> **DATA**
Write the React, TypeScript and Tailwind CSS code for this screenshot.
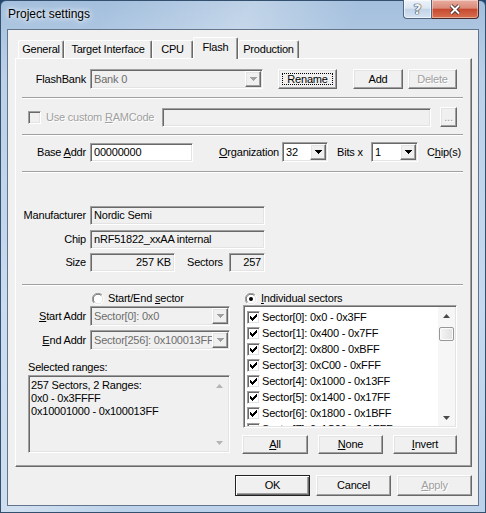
import React from 'react';
import clsx from 'clsx';

// classic 3D edges used by the dialog controls
const raised =
  'border border-t-white border-l-white border-r-[#696969] border-b-[#696969] bg-[#f0f0f0] shadow-[inset_-1px_-1px_0_#a0a0a0,inset_1px_1px_0_#e3e3e3]';
const sunken =
  'border border-t-[#a0a0a0] border-l-[#a0a0a0] border-r-white border-b-white shadow-[inset_1px_1px_0_#696969,inset_-1px_-1px_0_#e3e3e3]';
const grayText = 'text-[#a0a0a0] [text-shadow:1px_1px_0_#fff]';

type Kids = { children?: React.ReactNode; className?: string };

const tabs = [
  { label: 'General', className: 'w-[46px]' },
  { label: 'Target Interface', className: 'w-[88px]' },
  { label: 'CPU', className: 'w-[41px]' },
  { label: 'Flash', className: 'w-[45px]', active: true },
  { label: 'Production', className: 'w-[61px]' },
];

const sectors = [
  'Sector[0]: 0x0 - 0x3FF',
  'Sector[1]: 0x400 - 0x7FF',
  'Sector[2]: 0x800 - 0xBFF',
  'Sector[3]: 0xC00 - 0xFFF',
  'Sector[4]: 0x1000 - 0x13FF',
  'Sector[5]: 0x1400 - 0x17FF',
  'Sector[6]: 0x1800 - 0x1BFF',
  'Sector[7]: 0x1C00 - 0x1FFF',
];

function Button({
  children,
  className,
  primary,
  focused,
  disabled,
}: Kids & { primary?: boolean; focused?: boolean; disabled?: boolean }) {
  return (
    <div
      className={clsx(
        'relative flex shrink-0 items-center justify-center',
        primary
          ? 'border border-[#222] bg-[#f0f0f0] shadow-[inset_1px_1px_0_#fff,inset_-1px_-1px_0_#696969,inset_-2px_-2px_0_#a0a0a0]'
          : raised,
        disabled && grayText,
        className,
      )}
    >
      {focused && <div className="absolute inset-[3px] border border-dotted border-black" />}
      <span>{children}</span>
    </div>
  );
}

function DropArrow({ disabled }: { disabled?: boolean }) {
  return (
    <svg width="7" height="4" viewBox="0 0 7 4" shapeRendering="crispEdges">
      <polygon points="0,0 7,0 3.5,4" fill={disabled ? '#a0a0a0' : '#000'} />
    </svg>
  );
}

function ScrollArrow({ up, disabled }: { up?: boolean; disabled?: boolean }) {
  return (
    <svg width="7" height="4" viewBox="0 0 7 4">
      <polygon points={up ? '3.5,0 7,4 0,4' : '0,0 7,0 3.5,4'} fill={disabled ? '#b4b4b4' : '#4a4a4a'} />
    </svg>
  );
}

function Combo({ value, className, disabled }: { value: string; className?: string; disabled?: boolean }) {
  return (
    <div
      className={clsx(
        'flex shrink-0 p-[1px]',
        sunken,
        disabled ? 'bg-[#f0f0f0] text-[#6d6d6d]' : 'bg-white',
        className,
      )}
    >
      <div className="flex min-w-0 flex-1 items-center overflow-hidden whitespace-nowrap pl-[2px]">{value}</div>
      <div className={clsx('flex w-[16px] shrink-0 items-center justify-center', raised)}>
        <DropArrow disabled={disabled} />
      </div>
    </div>
  );
}

function Field({ children, className, white }: Kids & { white?: boolean }) {
  return (
    <div
      className={clsx(
        'flex shrink-0 items-center overflow-hidden whitespace-nowrap px-[3px]',
        sunken,
        white ? 'bg-white' : 'bg-[#f0f0f0]',
        className,
      )}
    >
      {children}
    </div>
  );
}

function Check({ checked, disabled }: { checked?: boolean; disabled?: boolean }) {
  return (
    <div
      className={clsx(
        'flex h-[13px] w-[13px] shrink-0 items-center justify-center',
        sunken,
        disabled ? 'bg-[#f0f0f0]' : 'bg-white',
      )}
    >
      {checked && (
        <svg width="7" height="7" viewBox="0 0 7 7" shapeRendering="crispEdges">
          <path d="M0 2 L2 4 L7 -1 L7 2 L2 7 L0 5 Z" fill="#000" />
        </svg>
      )}
    </div>
  );
}

function Radio({ checked }: { checked?: boolean }) {
  return (
    <svg width="12" height="12" viewBox="0 0 12 12" className="shrink-0">
      <circle cx="6" cy="6" r="5.5" fill="#fff" />
      <path d="M1.9 10.1 A5.5 5.5 0 0 1 10.1 1.9" stroke="#a0a0a0" fill="none" />
      <path d="M10.1 1.9 A5.5 5.5 0 0 1 1.9 10.1" stroke="#ffffff" fill="none" />
      <path d="M2.6 9.4 A4.6 4.6 0 0 1 9.4 2.6" stroke="#696969" fill="none" />
      <path d="M9.4 2.6 A4.6 4.6 0 0 1 2.6 9.4" stroke="#e3e3e3" fill="none" />
      {checked && <circle cx="6" cy="6" r="2" fill="#000" />}
    </svg>
  );
}

function Separator({ className }: { className?: string }) {
  return <div className={clsx('ml-[6px] h-[2px] w-[441px] border-t border-b border-t-[#a0a0a0] border-b-white', className)} />;
}

function Label({ children }: Kids) {
  return <div className="w-[70px] shrink-0 text-right">{children}</div>;
}

function CaptionButtons() {
  return (
    <div className="-mt-[1px] flex">
      <div className="flex h-[19px] w-[29px] items-center justify-center rounded-bl-[4px] border border-t-0 border-[#52677f] bg-[linear-gradient(180deg,#eef3f9_0%,#dce6f2_45%,#c3d4e8_52%,#d5e3f2_100%)] shadow-[inset_0_0_0_1px_rgba(255,255,255,0.6)]">
        <span className="font-['DejaVu_Sans',sans-serif] text-[14px] leading-none font-bold text-[#f4f4f4] [text-shadow:0_0_1px_#2e3c4e,0_0_1px_#2e3c4e,0_0_1px_#2e3c4e]">
          ?
        </span>
      </div>
      <div className="flex h-[19px] w-[47px] items-center justify-center rounded-br-[4px] border border-t-0 border-l-0 border-[#4b2a2a] bg-[linear-gradient(180deg,#e8aea0_0%,#db8a78_45%,#c64a31_52%,#d8704f_100%)] shadow-[inset_0_0_0_1px_rgba(255,255,255,0.4)]">
        <svg width="14" height="11" viewBox="0 0 14 11">
          <path d="M3 1.5 L11 9.5 M11 1.5 L3 9.5" stroke="#3d2626" strokeWidth="3.8" />
          <path d="M3 1.5 L11 9.5 M11 1.5 L3 9.5" stroke="#ffffff" strokeWidth="2" />
        </svg>
      </div>
    </div>
  );
}

export default function App() {
  return (
    <div className="h-[513px] w-[486px] bg-[#22466f]">
      <div className="flex h-[513px] w-[486px] flex-col rounded-t-[6px] border border-[#34506f] bg-[linear-gradient(115deg,rgba(255,255,255,0)_15%,rgba(255,255,255,0.3)_35%,rgba(255,255,255,0)_50%),linear-gradient(180deg,#a3bfdd_0%,#bcd1e8_15%,#c6d9ee_60%,#bcd2ea_100%)]">
        {/* caption */}
        <div className="flex h-[28px] shrink-0 items-start justify-between pl-[7px] pr-[6px]">
          <span className="mt-[6px] font-['Liberation_Sans',Arial,sans-serif] text-[12px] leading-[15px] text-black [text-shadow:0_0_8px_#fff,0_0_4px_#fff]">
            Project settings
          </span>
          <CaptionButtons />
        </div>

        {/* client area */}
        <div className="ml-[6px] h-[477px] w-[472px] border border-[#62758c] bg-[#f0f0f0] font-['Liberation_Sans',Arial,sans-serif] text-[11px] leading-[13px] tracking-[-0.2px] text-black">
          <div className="flex flex-col pt-[7px] pl-[7px] pr-[6px]">
            {/* tab strip */}
            <div className="flex h-[21px] items-end pl-[3px]">
              {tabs.map((t) =>
                t.active ? (
                  <div
                    key={t.label}
                    className={clsx(
                      'relative z-10 -mb-[1px] flex h-[22px] items-center justify-center rounded-t-[2px] border-t border-l border-r border-t-white border-l-white border-r-[#696969] bg-[#f0f0f0] pb-[2px] shadow-[inset_-1px_0_0_#a0a0a0]',
                      t.className,
                    )}
                  >
                    {t.label}
                  </div>
                ) : (
                  <div
                    key={t.label}
                    className={clsx(
                      'flex h-[18px] items-center justify-center rounded-t-[2px] border-t border-l border-r border-t-white border-l-white border-r-[#696969] shadow-[inset_-1px_0_0_#a0a0a0]',
                      t.className,
                    )}
                  >
                    {t.label}
                  </div>
                ),
              )}
            </div>

            {/* Flash page */}
            <div className="flex h-[409px] w-[457px] flex-col border border-t-white border-l-white border-r-[#696969] border-b-[#696969] shadow-[inset_-1px_-1px_0_#a0a0a0]">
              <div className="mt-[10px] flex h-[20px] items-center">
                <Label>FlashBank</Label>
                <Combo value="Bank 0" disabled className="ml-[4px] h-[20px] w-[173px]" />
                <Button focused className="ml-[15px] h-[20px] w-[59px]">
                  Rename
                </Button>
                <Button className="ml-[16px] h-[20px] w-[50px]">Add</Button>
                <Button disabled className="ml-[5px] h-[20px] w-[49px]">
                  Delete
                </Button>
              </div>

              <Separator className="mt-[8px]" />

              <div className="mt-[8px] flex h-[20px] items-center">
                <div className="ml-[12px]">
                  <Check disabled />
                </div>
                <span className={clsx('ml-[5px] w-[116px] shrink-0', grayText)}>
                  Use custom <u>R</u>AMCode
                </span>
                <Field className="h-[19px] w-[269px]" />
                <Button disabled className="ml-[9px] h-[20px] w-[17px]">
                  ...
                </Button>
              </div>

              <Separator className="mt-[7px]" />

              <div className="mt-[6px] flex h-[20px] items-center">
                <Label>
                  Base <u>A</u>ddr
                </Label>
                <Field white className="ml-[4px] h-[19px] w-[103px]">
                  00000000
                </Field>
                <span className="ml-[26px] w-[63px] shrink-0">
                  <u>O</u>rganization
                </span>
                <Combo value="32" className="h-[20px] w-[46px]" />
                <span className="ml-[9px] w-[34px] shrink-0">Bits x</span>
                <Combo value="1" className="h-[20px] w-[47px]" />
                <span className="ml-[9px]">
                  C<u>h</u>ip(s)
                </span>
              </div>

              <Separator className="mt-[9px]" />

              <div className="mt-[33px] flex h-[19px] items-center">
                <Label>Manufacturer</Label>
                <Field className="ml-[4px] h-[19px] w-[175px]">Nordic Semi</Field>
              </div>
              <div className="mt-[5px] flex h-[19px] items-center">
                <Label>Chip</Label>
                <Field className="ml-[4px] h-[19px] w-[175px]">nRF51822_xxAA internal</Field>
              </div>
              <div className="mt-[4px] flex h-[19px] items-center">
                <Label>Size</Label>
                <Field className="ml-[4px] h-[19px] w-[85px] justify-end">257 KB</Field>
                <span className="ml-[12px] w-[42px] shrink-0">Sectors</span>
                <Field className="h-[19px] w-[36px] justify-end">257</Field>
              </div>

              <Separator className="mt-[12px]" />

              <div className="mt-[6px] flex">
                {/* start / end range */}
                <div className="flex w-[214px] shrink-0 flex-col">
                  <div className="flex h-[13px] items-center pl-[76px]">
                    <Radio />
                    <span className="ml-[4px]">
                      Start/End <u>s</u>ector
                    </span>
                  </div>
                  <div className="mt-[1px] flex h-[20px] items-center">
                    <Label>
                      <u>S</u>tart Addr
                    </Label>
                    <Combo value="Sector[0]: 0x0" disabled className="ml-[4px] h-[20px] w-[140px]" />
                  </div>
                  <div className="mt-[4px] flex h-[20px] items-center">
                    <Label>
                      <u>E</u>nd Addr
                    </Label>
                    <Combo value="Sector[256]: 0x100013FF" disabled className="ml-[4px] h-[20px] w-[140px]" />
                  </div>
                  <div className="mt-[11px] ml-[12px] h-[13px]">Selected ranges:</div>
                  <div className={clsx('mt-[1px] ml-[12px] flex h-[78px] w-[202px] bg-[#f0f0f0] p-[1px]', sunken)}>
                    <div className="flex-1 pt-[2px] pl-[1px]">
                      <div>257 Sectors, 2 Ranges:</div>
                      <div>0x0 - 0x3FFFF</div>
                      <div>0x10001000 - 0x100013FF</div>
                    </div>
                    <div className="flex w-[17px] shrink-0 flex-col justify-between">
                      <div className="flex h-[17px] items-center justify-center">
                        <ScrollArrow up disabled />
                      </div>
                      <div className="flex h-[17px] items-center justify-center">
                        <ScrollArrow disabled />
                      </div>
                    </div>
                  </div>
                </div>

                {/* individual sectors */}
                <div className="ml-[13px] flex w-[214px] shrink-0 flex-col">
                  <div className="flex h-[13px] items-center pl-[2px]">
                    <Radio checked />
                    <span className="ml-[4px]">
                      <u>I</u>ndividual sectors
                    </span>
                  </div>
                  <div className={clsx('flex h-[123px] w-[214px] bg-white p-[1px]', sunken)}>
                    <div className="flex-1 overflow-hidden pt-[2px] pl-[2px]">
                      {sectors.map((s) => (
                        <div key={s} className="flex h-[16px] items-center whitespace-nowrap">
                          <Check checked />
                          <span className="ml-[2px]">{s}</span>
                        </div>
                      ))}
                    </div>
                    <div className="flex w-[17px] shrink-0 flex-col bg-[#f6f6f6]">
                      <div className="flex h-[17px] shrink-0 items-center justify-center">
                        <ScrollArrow up />
                      </div>
                      <div className="mx-[1px] mt-[3px] h-[14px] shrink-0 rounded-[2px] border border-[#979797] bg-[linear-gradient(90deg,#f5f5f5,#e0e0e0)] shadow-[inset_0_0_0_1px_#fbfbfb]" />
                      <div className="flex-1" />
                      <div className="flex h-[17px] shrink-0 items-center justify-center">
                        <ScrollArrow />
                      </div>
                    </div>
                  </div>
                  <div className="mt-[7px] -ml-[1px] flex">
                    <Button className="h-[19px] w-[66px]">
                      <u>A</u>ll
                    </Button>
                    <Button className="ml-[10px] h-[19px] w-[65px]">
                      <u>N</u>one
                    </Button>
                    <Button className="ml-[10px] h-[19px] w-[64px]">
                      <u>I</u>nvert
                    </Button>
                  </div>
                </div>
              </div>
            </div>

            {/* dialog buttons */}
            <div className="mt-[8px] flex justify-end gap-[6px]">
              <Button primary className="h-[21px] w-[75px]">
                OK
              </Button>
              <Button className="h-[21px] w-[75px]">Cancel</Button>
              <Button disabled className="h-[21px] w-[75px]">
                <u>A</u>pply
              </Button>
            </div>
          </div>
        </div>
      </div>
    </div>
  );
}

> **TASK TO COMPLETE**
Write out nothing but the lines from the start of the data through the line with "React.ReactNode; className?: string". Leave out the pictures.

> **OUTPUT BELOW**
Write the React, TypeScript and Tailwind CSS code for this screenshot.
import React from 'react';
import clsx from 'clsx';

// classic 3D edges used by the dialog controls
const raised =
  'border border-t-white border-l-white border-r-[#696969] border-b-[#696969] bg-[#f0f0f0] shadow-[inset_-1px_-1px_0_#a0a0a0,inset_1px_1px_0_#e3e3e3]';
const sunken =
  'border border-t-[#a0a0a0] border-l-[#a0a0a0] border-r-white border-b-white shadow-[inset_1px_1px_0_#696969,inset_-1px_-1px_0_#e3e3e3]';
const grayText = 'text-[#a0a0a0] [text-shadow:1px_1px_0_#fff]';

type Kids = { children?: React.ReactNode; className?: string };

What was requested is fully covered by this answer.